El contraste con otros imperios resalta aún más esta característica. Los imperios anglosajón y francés fueron, en su esencia, extractivos. Dejaron poco más que estructuras administrativas que desaparecieron cuando ellos se fueron. No dejaron un legado cultural duradero ni visible. Y esto no es una opinión: es lo que la UESCO certifica oficialmente.

El legado hispano, por el contrario, es físico, monumental, urbano, espiritual y tangible. Enorme en número, enorme en extensión geográfica y enorme en significado. De hecho, salvo el Imperio romano, ninguna otra civilización histórica ha dejado una red tan amplia de ciudades y obras culturales reconocidas por la humanidad. Y hay que decirlo con claridad: probablemente el legado romano es mayor, pero el único comparable es el hispano.

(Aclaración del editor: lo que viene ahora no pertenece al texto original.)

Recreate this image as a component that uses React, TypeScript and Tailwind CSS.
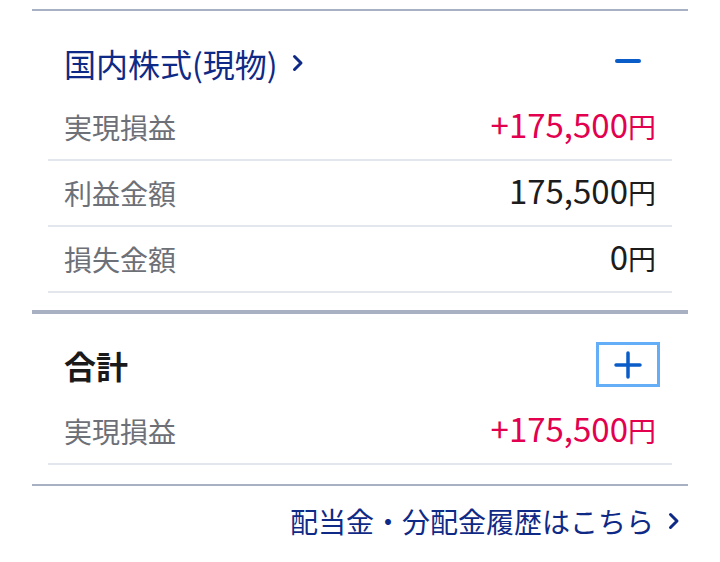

Interior de la iglesia de San Agustín en Manila

Interior de la iglesia de San Agustín en ManilaDiego Delso / Wikimedia Commons

Por eso, cuando algún anglosajón mira por encima del hombro a un mexicano, un colombiano, un ecuatoriano, un dominicano o un peruano; cuando un europeo del norte nos juzga con condescendencia, conviene recordarles algo muy simple y objetivo: quizá hoy nuestros países no son los más ricos, pero nuestra civilización ha dejado una riqueza cultural inmensa, global y reconocida oficialmente. Una riqueza que ellos no han dejado. Una riqueza que no pertenece solo a un país, sino a un vasto pueblo de naciones hermanas.

Y esta constatación importa. Importa porque genera identidad, autoestima y ambición. Importa porque rompe con los complejos históricos que muchos hispanos han interiorizado durante el último siglo. Importa porque demuestra que nuestra civilización no fue una anomalía, sino una de las grandes civilizaciones universales.

La existencia de este patrimonio debería impulsarnos a una conclusión natural: si fuimos capaces de construir esto, somos perfectamente capaces de volver a ser prósperos, dinámicos y creativos en el presente y en el futuro. Una civilización que fue una de las grandes de la historia no está condenada a la irrelevancia. Nuestro pasado no es un museo: es una llamada a la acción.

Este legado, disperso por el planeta, nos recuerda lo que somos: un pueblo que construye, no un pueblo que extrae; un pueblo que deja huella, no un pueblo que se limita a pasar. Y ese recordatorio debería darnos la confianza necesaria para reivindicar un futuro a la altura de nuestra historia.

  • Manuel Galán es ingeniero y empresario.